Como Tatuí tem “forte presença de metalúrgicas” e indústrias ligadas ao mesmo ramo de atividade, o professor afirmou que a cidade sente o impacto da recessão de forma díspar.

Silva Júnior explicou que cidades com vocação para produção de gêneros alimentícios (itens essenciais) apresentam retração, mas menor, em comparação com as que produzem bens não essenciais.

“Se as metalúrgicas vão mal, a cidade, com certeza, vai mal”, analisou.

Dessa maneira, a queda na produção local influi no caixa do Executivo indiretamente. O efeito direto é a retração do “bolo orçamentário”, que resultará em desafios para os governantes até o ano de 2019, quando a economia brasileira, segundo ele, deverá voltar a dar sinais de crescimento.

Até lá, as prefeituras terão de lidar com um caixa menor. O de Tatuí não registrou queda. Pelo contrário, aumentou no comparativo deste ano para o ano que vem, mas ficou menor que a inflação. Em consequência, a cidade perdeu “poder de fogo”.

“Em termos reais, o Orçamento de Tatuí caiu, porque os custos aumentaram”, explicou o professor. Na “mesma direção”, os gastos com a Previdência Social devem abocanhar uma fatia cada vez maior do parco Orçamento, por conta da queda de arrecadação. Esse cálculo, porém, não é preciso.

Silva Júnior disse que, junto com a Saúde, os custos de pensões e aposentadorias podem “pesar no bolso do Executivo”. Na composição do Orçamento, a receita é formada pelo orçamento fiscal e o da seguridade social.
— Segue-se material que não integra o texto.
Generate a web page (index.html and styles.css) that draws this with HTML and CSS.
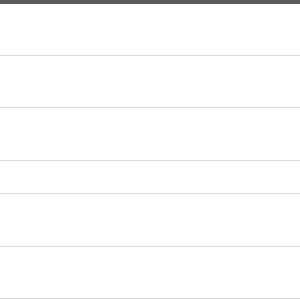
FILE: index.html
```html
<!DOCTYPE html>
<html lang="en">
<head>
    <meta charset="UTF-8">
    <title>List</title>
    <link rel="stylesheet" href="styles.css">
</head>
<body>
    <div class="topbar"></div>
    <ul class="list">
        <li class="row"></li>
        <li class="row"></li>
        <li class="row tall"></li>
        <li class="row short"></li>
        <li class="row tall"></li>
        <li class="row"></li>
    </ul>
</body>
</html>
```
FILE: styles.css
```css
body {
    margin: 0;
    font-family: "Liberation Sans", Arial, sans-serif;
    background: #fff;
}
.topbar {
    height: 4px;
    background-color: #5b5b5b;
}
.list {
    list-style: none;
    margin: 0;
    padding: 0;
}
.row {
    height: 51px;
    border-bottom: 1px solid #dcdcdc;
}
.row.tall {
    height: 52px;
}
.row.short {
    height: 32px;
}
```
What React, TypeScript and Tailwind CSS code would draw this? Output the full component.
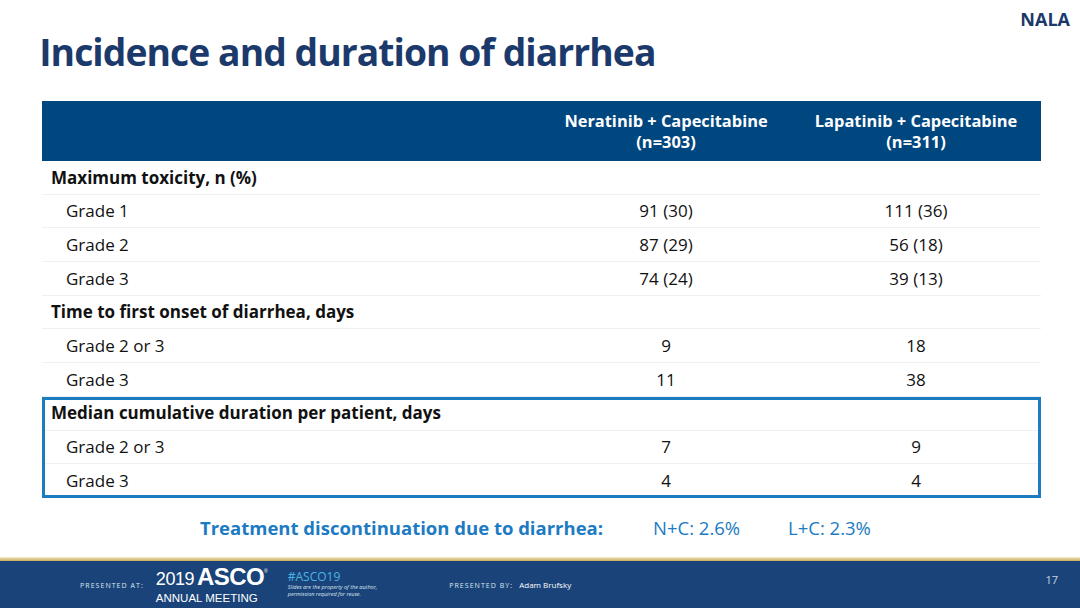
import React from 'react'

type R = { label: string; a?: string; b?: string; head?: boolean }

const rows: R[] = [
  { label: 'Maximum toxicity, n (%)', head: true },
  { label: 'Grade 1', a: '91 (30)', b: '111 (36)' },
  { label: 'Grade 2', a: '87 (29)', b: '56 (18)' },
  { label: 'Grade 3', a: '74 (24)', b: '39 (13)' },
  { label: 'Time to first onset of diarrhea, days', head: true },
  { label: 'Grade 2 or 3', a: '9', b: '18' },
  { label: 'Grade 3', a: '11', b: '38' },
]

const boxed: R[] = [
  { label: 'Median cumulative duration per patient, days', head: true },
  { label: 'Grade 2 or 3', a: '7', b: '9' },
  { label: 'Grade 3', a: '4', b: '4' },
]

const Row = ({ r, last }: { r: R; last?: boolean }) => (
  <div className={`flex h-[33.7px] items-center text-[17px] text-[#111] ${last ? '' : 'border-b border-[#edf1f4]'}`}>
    <div className={`flex-1 ${r.head ? 'pl-[9px] font-bold' : 'pl-[24px]'}`}>{r.label}</div>
    <div className="w-[250px] text-center">{r.a}</div>
    <div className="w-[250px] text-center">{r.b}</div>
  </div>
)

export default function App() {
  return (
    <div className="w-[1080px] h-[608px] bg-white flex flex-col overflow-hidden" style={{ fontFamily: '"Open Sans", "Noto Sans", sans-serif' }}>
      <div className="flex justify-end pr-[10px] pt-[10px] h-[28px]">
        <span className="text-[18px] font-bold text-[#1b3a6b] leading-none">NALA</span>
      </div>
      <h1 className="pl-[40px] text-[38px] font-bold text-[#1b3a6b] leading-none tracking-tight origin-left scale-x-[0.98] mt-[4px] h-[69px]">
        Incidence and duration of diarrhea
      </h1>
      <div className="mx-[42px] w-[999px]">
        <div className="flex h-[60px] items-center bg-[#00467f] text-white font-bold text-[16.4px] leading-[21px]">
          <div className="flex-1" />
          <div className="w-[250px] text-center">Neratinib + Capecitabine<br />(n=303)</div>
          <div className="w-[250px] text-center">Lapatinib + Capecitabine<br />(n=311)</div>
        </div>
        {rows.map((r, i) => (
          <Row key={i} r={r} />
        ))}
        <div className="outline-3 outline-[#1b7cc0] -outline-offset-3">
          {boxed.map((r, i) => (
            <Row key={i} r={r} last={i === boxed.length - 1} />
          ))}
        </div>
      </div>
      <div className="flex items-center h-[59px] text-[18.5px] text-[#1c7bc2]">
        <span className="ml-[200px] w-[453px] font-bold">Treatment discontinuation due to diarrhea:</span>
        <span className="w-[135px]">N+C: 2.6%</span>
        <span>L+C: 2.3%</span>
      </div>
      <div className="h-[4px] bg-gradient-to-b from-[#f3ead0] to-[#c9a951]" />
      <div className="flex-1 bg-[#1a4479] flex items-center text-white">
        <span className="ml-[80px] text-[7px] leading-none tracking-[0.15em] text-[#dfe6f0] mt-[2px]">PRESENTED AT:</span>
        <div className="ml-[12px] flex flex-col" style={{ fontFamily: '"Liberation Sans", Arial, sans-serif' }}>
          <div className="flex items-baseline leading-[28px] h-[28px]">
            <span className="text-[18px] tracking-tight">2019</span>
            <span className="text-[24px] font-bold ml-[3px] tracking-tight">ASCO</span>
            <span className="text-[5px] self-start leading-none mt-[6px]">®</span>
          </div>
          <span className="text-[11.5px] leading-[14px]">ANNUAL MEETING</span>
        </div>
        <div className="ml-[20px] flex flex-col">
          <span className="text-[12px] leading-[13px] text-[#4ab3e6]">#ASCO19</span>
          <span className="text-[5.5px] leading-[7px] italic mt-[1px] text-[#dfe6f0]">Slides are the property of the author,</span>
          <span className="text-[5.5px] leading-[7px] italic text-[#dfe6f0]">permission required for reuse.</span>
        </div>
        <span className="ml-[72px] text-[7px] leading-none tracking-[0.15em] text-[#dfe6f0] mt-[2px]">PRESENTED BY:</span>
        <span className="ml-[6px] text-[8px] leading-none mt-[2px]">Adam Brufsky</span>
        <span className="ml-auto mr-[22px] text-[11px] leading-none text-[#c9d3e2] -mt-[10px]">17</span>
      </div>
    </div>
  )
}
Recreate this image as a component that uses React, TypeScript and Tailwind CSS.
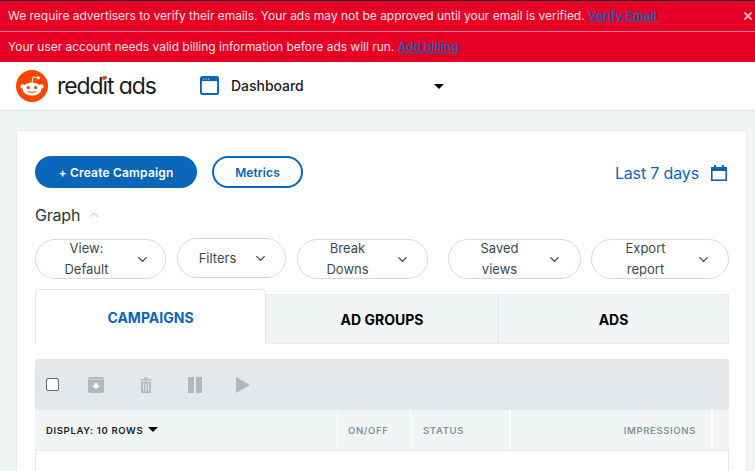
import React from 'react';
import { ChevronDown, ChevronUp, X } from 'lucide-react';

function Pill({ lines, className }: { lines: string[]; className: string }) {
  return (
    <button className={`flex h-10 shrink-0 items-center justify-between rounded-[20px] border border-[#d5dcdf] bg-white text-[13px] leading-[21px] text-[#3c4a50] ${className}`}>
      <span className="flex-1 text-center">
        {lines.map((l) => (
          <span key={l} className="block">{l}</span>
        ))}
      </span>
      <ChevronDown className="h-[15px] w-[15px] text-[#3c4a50]" strokeWidth={2.2} />
    </button>
  );
}

function Snoo() {
  return (
    <svg viewBox="0 0 32 32" className="h-8 w-8 shrink-0">
      <circle cx="16" cy="16" r="16" fill="#ff4500" />
      <circle cx="6.6" cy="16.4" r="2.2" fill="#fff" />
      <circle cx="25.4" cy="16.4" r="2.2" fill="#fff" />
      <ellipse cx="16" cy="19" rx="9.4" ry="6.6" fill="#fff" />
      <path d="M16 12.6 17.2 6.8l4 .9" fill="none" stroke="#fff" strokeWidth="1" />
      <circle cx="22.4" cy="7.8" r="1.6" fill="#fff" />
      <circle cx="12.3" cy="17.6" r="1.7" fill="#ff4500" />
      <circle cx="19.7" cy="17.6" r="1.7" fill="#ff4500" />
      <path d="M12.4 21.4c2 1.5 5.2 1.5 7.2 0" fill="none" stroke="#ff4500" strokeWidth="1" strokeLinecap="round" />
    </svg>
  );
}

export default function App() {
  return (
    <div className="h-[471px] w-[755px] overflow-hidden bg-[#f2f5f6] font-['Inter',sans-serif]">
      <div className="h-px bg-[#22252a]" />

      {/* Alert banners */}
      <div className="bg-[#e60026] text-[12px] tracking-[-0.02px] text-[#fbe3e7]">
        <div className="flex h-[31px] items-center justify-between border-b border-[#f0808f] pl-[8px] pr-[1px]">
          <span>
            We require advertisers to verify their emails. Your ads may not be approved until your email is verified.{' '}
            <a className="font-semibold text-[#1a5fb0] underline">Verify Email</a>
          </span>
          <X className="h-3 w-3 text-[#f6b0ba]" strokeWidth={4} />
        </div>
        <div className="flex h-[30px] items-center pl-[8px]">
          <span>
            Your user account needs valid billing information before ads will run.{' '}
            <a className="font-semibold text-[#1a5fb0] underline">Add billing</a>
          </span>
        </div>
      </div>

      {/* Header */}
      <div className="flex h-[49px] items-center border-b border-[#e2e7ea] bg-white pl-4">
        <Snoo />
        <span className="relative ml-[9px] w-[100px] whitespace-nowrap text-[23px] font-normal tracking-[-1.1px] text-[#1c1c1c] [font-feature-settings:'cv11']">
          reddit ads
          <span className="absolute left-[45px] top-[7px] h-[4px] w-[4px] rounded-full bg-[#ff4500]" />
        </span>
        <svg viewBox="0 0 20 20" className="ml-[43px] mb-[1px] h-[19px] w-[19px]">
          <rect x="1" y="1" width="18" height="18" rx="1.5" fill="#fff" stroke="#0a66b8" strokeWidth="2" />
          <rect x="1" y="1" width="18" height="4.4" fill="#0a66b8" />
          <path d="M3.5 3.2h1M6 3.2h1M8.5 3.2h1" stroke="#fff" strokeWidth="1" />
        </svg>
        <span className="ml-[12px] mb-[2px] w-[203px] text-[14px] font-medium tracking-[-0.03px] text-[#1c1c1c]">Dashboard</span>
        <div className="h-0 w-0 border-x-[5px] border-t-[5px] border-x-transparent border-t-black" />
      </div>

      {/* Card */}
      <div className="mx-4 mt-[19px] mr-2 h-[400px] border border-[#e6ebed] bg-white pl-[18px] pr-[17px] pt-[25px]">
        <div className="flex h-[32px] items-center">
          <button className="h-[32px] w-[162px] rounded-2xl bg-[#0a66b8] pt-[1px] text-[12px] font-semibold tracking-[0.2px] text-white">+ Create Campaign</button>
          <button className="ml-[15px] h-[32px] w-[91px] rounded-2xl border-2 border-[#0a66b8] bg-white pt-[1px] text-[12px] font-semibold tracking-[0.1px] text-[#0a66b8]">Metrics</button>
          <span className="ml-auto mt-[2px] text-[16px] tracking-[-0.15px] text-[#0a66b8]">Last 7 days</span>
          <svg viewBox="0 0 16 16" className="ml-[12px] mr-[2px] mt-[2px] h-[16px] w-[16px]">
            <path d="M3 0h2v2h6V0h2v2h3v14H0V2h3z" fill="#0a66b8" />
            <rect x="1.6" y="6" width="12.8" height="8.4" fill="#fff" />
          </svg>
        </div>

        <div className="mt-[17px] flex h-[20px] items-center text-[16px] tracking-[-0.2px] text-[#2c373c]">
          Graph
          <ChevronUp className="ml-[7px] h-[14px] w-[14px] text-[#a9b5ba]" strokeWidth={1.5} />
        </div>

        <div className="mt-[14px] flex items-start">
          <Pill lines={['View:', 'Default']} className="w-[131px] pl-[2px] pr-[15px]" />
          <Pill lines={['Filters']} className="-mt-px ml-[11px] w-[109px] pl-[4px] pr-[17px]" />
          <Pill lines={['Break', 'Downs']} className="ml-[11px] w-[131px] pl-[2px] pr-[17px]" />
          <Pill lines={['Saved', 'views']} className="ml-[20px] w-[133px] pl-[3px] pr-[18px]" />
          <Pill lines={['Export', 'report']} className="ml-[10px] w-[138px] pl-[3px] pr-[17px]" />
        </div>

        {/* Tabs */}
        <div className="mt-[10px] flex h-[55px] w-[694px] items-end text-[14px] font-bold">
          <div className="flex h-[55px] w-[231px] items-start justify-center rounded-t border border-b-0 border-[#e4e9eb] bg-white pt-[17px] text-[#0a66b8]">CAMPAIGNS</div>
          <div className="flex h-[50px] w-[232px] items-center justify-center border border-[#e8edef] bg-[#f2f5f6] pt-[1px] text-black">AD GROUPS</div>
          <div className="flex h-[50px] w-[231px] items-center justify-center border border-[#e8edef] bg-[#f2f5f6] pt-[1px] text-black">ADS</div>
        </div>

        {/* Table */}
        <div className="mt-[15px] w-[694px]">
          <div className="flex h-[51px] items-center gap-[27px] rounded-t bg-[#e4e8eb] pl-[11px]">
            <input type="checkbox" className="h-[13px] w-[13px] appearance-none rounded-[2px] border border-[#666] bg-white" />
            <svg viewBox="0 0 16 16" className="ml-[2px] h-4 w-4">
              <path d="M2 0h12a2 2 0 0 1 2 2v12a2 2 0 0 1-2 2H2a2 2 0 0 1-2-2V2a2 2 0 0 1 2-2z" fill="#aebabe" />
              <path d="M1 2.6h14" stroke="#c9d2d5" strokeWidth="1" />
              <path d="M6.5 6h3v2.6H12l-4 3.6-4-3.6h2.5z" fill="#fff" />
            </svg>
            <svg viewBox="0 0 12 16" className="ml-[9px] h-4 w-3">
              <path d="M0 2h12v1.4H0zM4 .4h4V2H4zM1 4.4h10V16H1z" fill="#b3bec2" />
              <path d="M3.6 6.4v7.4M6 6.4v7.4M8.4 6.4v7.4" stroke="#e4e8eb" strokeWidth="1" />
            </svg>
            <svg viewBox="0 0 14 16" className="ml-[9px] h-4 w-[14px]">
              <path d="M0 0h6v16H0zM8 0h6v16H8z" fill="#aebabe" />
            </svg>
            <svg viewBox="0 0 14 16" className="ml-[7px] h-4 w-[14px]">
              <path d="M0 0l14 8-14 8z" fill="#aebabe" />
            </svg>
          </div>
          <div className="flex h-[41px] border-b border-[#e4e9eb] bg-white text-[9.5px] font-semibold tracking-[0.65px] text-[#84949b]">
            <div className="flex w-[302px] items-center gap-[5px] bg-[#f2f5f6] pl-[11px] pt-[2px] text-[#1c1c1c]">
              DISPLAY: 10 ROWS
              <span className="mb-[3px] h-0 w-0 border-x-[5px] border-t-[5px] border-x-transparent border-t-black" />
            </div>
            <div className="ml-[1px] flex w-[72px] items-center bg-[#f2f5f6] pl-[10px] pt-[2px]">ON/OFF</div>
            <div className="ml-[1px] flex w-[98px] items-center bg-[#f2f5f6] pl-[12px] pt-[2px]">STATUS</div>
            <div className="ml-[2px] flex w-[200px] items-center justify-end bg-[#f2f5f6] pr-[15px] pt-[2px]">IMPRESSIONS</div>
            <div className="ml-[2px] flex-1 bg-[#f2f5f6]" />
          </div>
          <div className="h-[30px] border-x border-[#e4e9eb] bg-white" />
        </div>
      </div>
    </div>
  );
}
Este último inclui a Saúde, a assistência social e a previdência.

Em Tatuí, como nos demais municípios do país, a seguridade social é a peça que menos traz recursos, mas a que mais gasta. Em 2017, o Executivo espera arrecadar R$ 140.769.536 dessa parte do Orçamento.

O custo atual, porém, desequilibra a matemática, considerando-se o montante aplicado, neste ano, pela administração. A Prefeitura destaca a aplicação de 34% do Orçamento na Saúde. Esse percentual corresponde a R$ 117.419.956,08 dos R$ 345.352.812 estimados para o ano fiscal de 2016 (que não terminou).

Entretanto, a Saúde pode não ser o calcanhar de Aquiles de Tatuí, no entendimento do professor da UFSCar. Silva Júnior afirmou ser necessário verificar uma série de fatores. Entre eles, a pirâmide etária da população.

“À medida que as pessoas vão envelhecendo, as despesas com a assistência social, com os idosos, vão aumentando. Da mesma forma, se a pirâmide tiver a base maior, com mais crianças, os gastos são maiores na Educação”, comentou.

Em Tatuí, o peso maior de custos é de serviços que atendem pessoas com idades entre 15 e 64 anos. Eles representam 61,9% da população, de 117.823 pessoas, segundo o IBGE (Instituto Brasileiro de Geografia e Estatística).

Os idosos (com 65 anos ou mais) compõem 7,3% da população, não exigindo aporte maior de despesas para assistência social. Entretanto, com o envelhecimento da população, nos próximos anos, a conta deverá se inverter.

“Cada cidade tem sua especificidade, mas todas obedecem a um padrão nacional que estabelece um piso para os gastos. A aplicação se diferencia entre elas, e as prefeituras precisarão encontrar outras fontes para fazer frente aos serviços”, comentou.

Conforme o professor, uma solução para resolver questões pontuais seria o estabelecimento de parcerias com outros municípios para fusão de algum programa. No caso da Saúde, a estratégia poderia ser aplicada no uso de ambulância ou na prestação de atendimento especializado em locais comuns.

Desta forma, os municípios poderiam suprir necessidades mutuamente. É o caso, por exemplo, da unidade de hemodiálise. As obras tiveram início em junho do ano passado.

O centro deverá ter 1.400 metros quadrados de área construída e capacidade para atender até 180 pacientes, após credenciamento junto ao SUS (Sistema Único de Saúde), para referenciamento.

Na análise do professor, a medida pode ser uma solução para o equilíbrio nas contas públicas do município, dada a queda de 51,56% no crescimento do Orçamento entre 2014 e 2017 – ou seja, o “ritmo” no aumento orçamentário perdeu força no período.

“As administrações terão que cortar despesas. Eu entendo não ser possível fazer algumas delas, como os investimentos. Praticamente, o recurso terá de ser usado para as despesas de custeio e atendimento de saúde”, projetou Silva Júnior.

Conforme o especialista, obras como revitalizações de prédios públicos (salvo as de manutenção) e recapeamento de vias públicas deverão ser “deixadas para depois”. “A prioridade vai ser pagar funcionário e manter a Saúde”, reforçou.

Posturas como estas precisarão ser mantidas até a recuperação da economia. Silva Júnior avalia que a melhora deve acontecer após as eleições presidenciais, que acontecem em 2018.

“Existe uma série de situações políticas que precisam ser definidas. Penso que somente após 2019 o país vai tomar um rumo e melhorar, até porque, o Orçamento federal está todo direcionado para os próximos anos”, concluiu o professor.